• [Dataset section]
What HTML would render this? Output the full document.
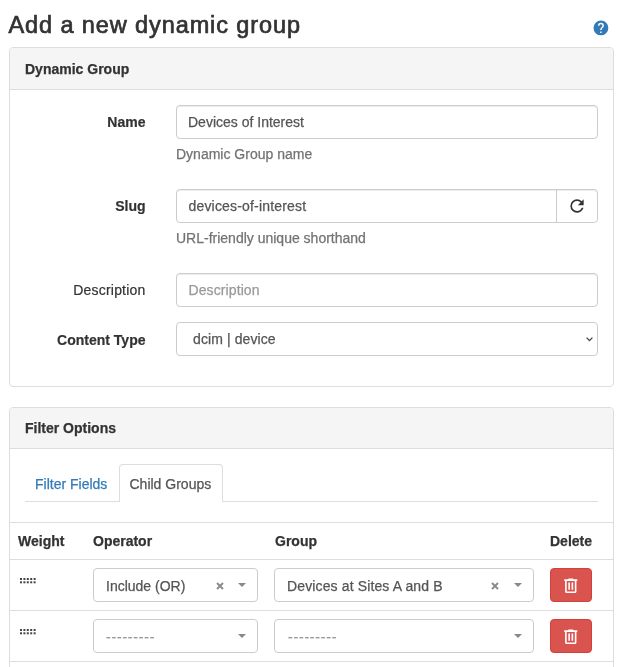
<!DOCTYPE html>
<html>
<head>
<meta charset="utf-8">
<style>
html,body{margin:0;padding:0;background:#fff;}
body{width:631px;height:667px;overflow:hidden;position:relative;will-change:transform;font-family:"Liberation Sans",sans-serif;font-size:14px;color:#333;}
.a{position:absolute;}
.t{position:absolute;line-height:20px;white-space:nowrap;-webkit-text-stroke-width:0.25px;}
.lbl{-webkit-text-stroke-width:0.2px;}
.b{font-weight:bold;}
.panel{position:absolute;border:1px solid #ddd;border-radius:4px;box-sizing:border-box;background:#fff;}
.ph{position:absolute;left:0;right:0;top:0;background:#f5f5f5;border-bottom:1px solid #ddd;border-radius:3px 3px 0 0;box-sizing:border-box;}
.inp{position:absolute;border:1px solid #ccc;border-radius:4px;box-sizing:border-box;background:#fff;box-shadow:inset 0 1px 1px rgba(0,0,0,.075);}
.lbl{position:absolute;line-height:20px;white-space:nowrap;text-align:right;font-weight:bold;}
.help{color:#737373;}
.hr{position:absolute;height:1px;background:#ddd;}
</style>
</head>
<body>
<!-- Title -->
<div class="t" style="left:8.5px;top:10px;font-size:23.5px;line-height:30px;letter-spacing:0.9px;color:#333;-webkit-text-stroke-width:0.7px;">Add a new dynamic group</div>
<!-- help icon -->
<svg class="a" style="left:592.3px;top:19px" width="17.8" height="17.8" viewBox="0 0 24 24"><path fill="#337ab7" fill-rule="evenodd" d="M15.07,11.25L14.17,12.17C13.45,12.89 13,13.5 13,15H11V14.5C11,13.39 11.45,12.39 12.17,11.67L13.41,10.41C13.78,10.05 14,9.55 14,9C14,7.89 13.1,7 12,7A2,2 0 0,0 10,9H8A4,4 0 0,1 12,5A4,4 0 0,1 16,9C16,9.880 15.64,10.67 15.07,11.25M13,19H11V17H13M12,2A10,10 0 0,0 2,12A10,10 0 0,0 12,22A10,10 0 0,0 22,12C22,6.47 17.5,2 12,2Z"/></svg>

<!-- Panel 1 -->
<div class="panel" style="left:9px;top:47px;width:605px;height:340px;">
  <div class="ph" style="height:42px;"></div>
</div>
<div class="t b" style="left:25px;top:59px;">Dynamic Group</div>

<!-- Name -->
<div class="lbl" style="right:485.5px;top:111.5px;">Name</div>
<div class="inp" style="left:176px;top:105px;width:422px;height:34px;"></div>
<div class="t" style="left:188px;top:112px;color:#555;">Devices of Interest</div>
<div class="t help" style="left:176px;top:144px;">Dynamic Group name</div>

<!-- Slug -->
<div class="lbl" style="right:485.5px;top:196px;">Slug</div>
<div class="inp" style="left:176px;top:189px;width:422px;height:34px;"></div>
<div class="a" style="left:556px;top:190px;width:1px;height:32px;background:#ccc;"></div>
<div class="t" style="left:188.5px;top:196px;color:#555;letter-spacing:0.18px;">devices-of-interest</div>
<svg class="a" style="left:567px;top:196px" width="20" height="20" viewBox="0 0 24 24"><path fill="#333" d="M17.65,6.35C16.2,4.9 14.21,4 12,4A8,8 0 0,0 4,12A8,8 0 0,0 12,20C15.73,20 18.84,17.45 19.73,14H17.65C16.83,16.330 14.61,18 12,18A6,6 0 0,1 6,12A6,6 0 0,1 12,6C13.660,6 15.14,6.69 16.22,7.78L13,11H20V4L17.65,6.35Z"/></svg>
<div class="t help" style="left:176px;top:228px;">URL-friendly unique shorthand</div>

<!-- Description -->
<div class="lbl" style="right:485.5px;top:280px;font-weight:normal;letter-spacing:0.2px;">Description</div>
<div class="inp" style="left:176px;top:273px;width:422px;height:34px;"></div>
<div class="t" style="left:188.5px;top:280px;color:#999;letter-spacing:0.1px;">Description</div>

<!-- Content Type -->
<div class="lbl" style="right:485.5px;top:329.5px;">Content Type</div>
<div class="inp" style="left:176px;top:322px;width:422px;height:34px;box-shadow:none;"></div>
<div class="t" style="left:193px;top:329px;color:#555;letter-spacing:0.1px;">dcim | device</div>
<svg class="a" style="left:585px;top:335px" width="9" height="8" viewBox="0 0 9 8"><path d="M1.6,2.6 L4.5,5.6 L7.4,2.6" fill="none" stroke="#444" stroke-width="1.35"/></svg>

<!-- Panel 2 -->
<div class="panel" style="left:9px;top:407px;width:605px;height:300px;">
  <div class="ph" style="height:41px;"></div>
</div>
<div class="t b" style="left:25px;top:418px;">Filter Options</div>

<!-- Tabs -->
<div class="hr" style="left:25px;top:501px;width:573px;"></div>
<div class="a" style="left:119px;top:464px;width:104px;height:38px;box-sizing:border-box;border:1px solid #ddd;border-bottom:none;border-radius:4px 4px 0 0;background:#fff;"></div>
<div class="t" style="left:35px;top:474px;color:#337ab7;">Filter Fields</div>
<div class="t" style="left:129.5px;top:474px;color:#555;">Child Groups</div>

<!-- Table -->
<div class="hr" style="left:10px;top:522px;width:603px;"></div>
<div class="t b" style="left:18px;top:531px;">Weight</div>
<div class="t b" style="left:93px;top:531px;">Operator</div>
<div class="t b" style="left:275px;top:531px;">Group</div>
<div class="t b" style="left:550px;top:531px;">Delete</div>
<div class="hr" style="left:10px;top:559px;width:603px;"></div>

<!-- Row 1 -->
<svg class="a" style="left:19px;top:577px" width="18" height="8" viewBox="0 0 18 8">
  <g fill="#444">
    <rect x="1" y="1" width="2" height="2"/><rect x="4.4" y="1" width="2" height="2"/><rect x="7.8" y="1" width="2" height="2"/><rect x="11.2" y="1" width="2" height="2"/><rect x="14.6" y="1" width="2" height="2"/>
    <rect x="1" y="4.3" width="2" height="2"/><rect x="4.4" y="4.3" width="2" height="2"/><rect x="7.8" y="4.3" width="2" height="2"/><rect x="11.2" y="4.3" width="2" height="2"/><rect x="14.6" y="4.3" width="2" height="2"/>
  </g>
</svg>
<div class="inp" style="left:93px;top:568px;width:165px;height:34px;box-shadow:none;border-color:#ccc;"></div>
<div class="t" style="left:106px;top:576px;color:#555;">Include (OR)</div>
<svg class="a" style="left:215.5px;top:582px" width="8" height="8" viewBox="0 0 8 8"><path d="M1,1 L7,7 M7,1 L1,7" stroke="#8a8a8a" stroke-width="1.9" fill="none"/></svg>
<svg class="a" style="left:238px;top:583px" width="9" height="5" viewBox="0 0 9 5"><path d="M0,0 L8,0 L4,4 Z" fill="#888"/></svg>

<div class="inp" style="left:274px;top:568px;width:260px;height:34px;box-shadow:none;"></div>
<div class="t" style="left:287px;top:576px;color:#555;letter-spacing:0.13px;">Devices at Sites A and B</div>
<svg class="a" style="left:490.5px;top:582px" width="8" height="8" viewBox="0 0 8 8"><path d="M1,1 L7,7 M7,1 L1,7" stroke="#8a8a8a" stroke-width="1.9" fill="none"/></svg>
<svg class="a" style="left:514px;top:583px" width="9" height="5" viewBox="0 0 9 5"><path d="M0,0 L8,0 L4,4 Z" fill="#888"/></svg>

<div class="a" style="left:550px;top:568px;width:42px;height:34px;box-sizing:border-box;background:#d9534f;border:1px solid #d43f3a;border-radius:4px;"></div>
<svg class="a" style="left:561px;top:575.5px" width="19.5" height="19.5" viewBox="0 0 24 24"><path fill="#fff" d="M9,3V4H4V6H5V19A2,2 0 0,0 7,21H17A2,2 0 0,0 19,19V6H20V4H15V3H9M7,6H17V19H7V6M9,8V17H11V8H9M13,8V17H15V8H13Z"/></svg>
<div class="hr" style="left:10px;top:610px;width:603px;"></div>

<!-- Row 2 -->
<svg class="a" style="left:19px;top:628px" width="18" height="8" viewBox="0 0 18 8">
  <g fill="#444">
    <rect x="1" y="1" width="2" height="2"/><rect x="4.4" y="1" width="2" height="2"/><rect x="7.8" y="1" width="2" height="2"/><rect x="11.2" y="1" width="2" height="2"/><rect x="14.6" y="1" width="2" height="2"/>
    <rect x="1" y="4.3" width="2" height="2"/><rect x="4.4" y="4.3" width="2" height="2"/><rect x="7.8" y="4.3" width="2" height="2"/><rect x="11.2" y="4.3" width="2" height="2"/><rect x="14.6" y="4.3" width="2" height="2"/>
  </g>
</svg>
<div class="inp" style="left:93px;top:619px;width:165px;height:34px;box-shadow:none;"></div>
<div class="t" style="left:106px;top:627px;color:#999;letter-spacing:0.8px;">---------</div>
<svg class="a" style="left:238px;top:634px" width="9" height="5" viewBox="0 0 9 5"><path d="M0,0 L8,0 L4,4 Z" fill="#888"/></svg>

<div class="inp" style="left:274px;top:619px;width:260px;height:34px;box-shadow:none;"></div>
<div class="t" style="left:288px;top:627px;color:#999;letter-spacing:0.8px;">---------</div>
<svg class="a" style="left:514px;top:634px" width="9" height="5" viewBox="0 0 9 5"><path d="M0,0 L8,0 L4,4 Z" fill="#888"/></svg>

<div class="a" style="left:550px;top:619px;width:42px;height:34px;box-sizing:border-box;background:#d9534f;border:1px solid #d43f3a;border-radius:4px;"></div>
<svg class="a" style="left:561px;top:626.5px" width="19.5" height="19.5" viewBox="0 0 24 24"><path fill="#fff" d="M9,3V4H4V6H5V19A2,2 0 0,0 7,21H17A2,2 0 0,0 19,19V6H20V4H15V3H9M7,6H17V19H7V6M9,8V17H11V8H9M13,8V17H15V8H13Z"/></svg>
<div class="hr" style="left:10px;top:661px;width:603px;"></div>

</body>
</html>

• [Required task] Your task is to reproduce exactly the lines from the start of the data above through the line containing "13,13.5 13,15H11V14.5C11,13.39 11.45,12.39", leaving every picture out.

• [Answer]
What HTML would render this? Output the full document.
<!DOCTYPE html>
<html>
<head>
<meta charset="utf-8">
<style>
html,body{margin:0;padding:0;background:#fff;}
body{width:631px;height:667px;overflow:hidden;position:relative;will-change:transform;font-family:"Liberation Sans",sans-serif;font-size:14px;color:#333;}
.a{position:absolute;}
.t{position:absolute;line-height:20px;white-space:nowrap;-webkit-text-stroke-width:0.25px;}
.lbl{-webkit-text-stroke-width:0.2px;}
.b{font-weight:bold;}
.panel{position:absolute;border:1px solid #ddd;border-radius:4px;box-sizing:border-box;background:#fff;}
.ph{position:absolute;left:0;right:0;top:0;background:#f5f5f5;border-bottom:1px solid #ddd;border-radius:3px 3px 0 0;box-sizing:border-box;}
.inp{position:absolute;border:1px solid #ccc;border-radius:4px;box-sizing:border-box;background:#fff;box-shadow:inset 0 1px 1px rgba(0,0,0,.075);}
.lbl{position:absolute;line-height:20px;white-space:nowrap;text-align:right;font-weight:bold;}
.help{color:#737373;}
.hr{position:absolute;height:1px;background:#ddd;}
</style>
</head>
<body>
<!-- Title -->
<div class="t" style="left:8.5px;top:10px;font-size:23.5px;line-height:30px;letter-spacing:0.9px;color:#333;-webkit-text-stroke-width:0.7px;">Add a new dynamic group</div>
<!-- help icon -->
<svg class="a" style="left:592.3px;top:19px" width="17.8" height="17.8" viewBox="0 0 24 24"><path fill="#337ab7" fill-rule="evenodd" d="M15.07,11.25L14.17,12.17C13.45,12.89 13,13.5 13,15H11V14.5C11,13.39 11.45,12.39 12.17,11.67L13.41,10.41C13.78,10.05 14,9.55 14,9C14,7.89 13.1,7 12,7A2,2 0 0,0 10,9H8A4,4 0 0,1 12,5A4,4 0 0,1 16,9C16,9.880 15.64,10.67 15.07,11.25M13,19H11V17H13M12,2A10,10 0 0,0 2,12A10,10 0 0,0 12,22A10,10 0 0,0 22,12C22,6.47 17.5,2 12,2Z"/></svg>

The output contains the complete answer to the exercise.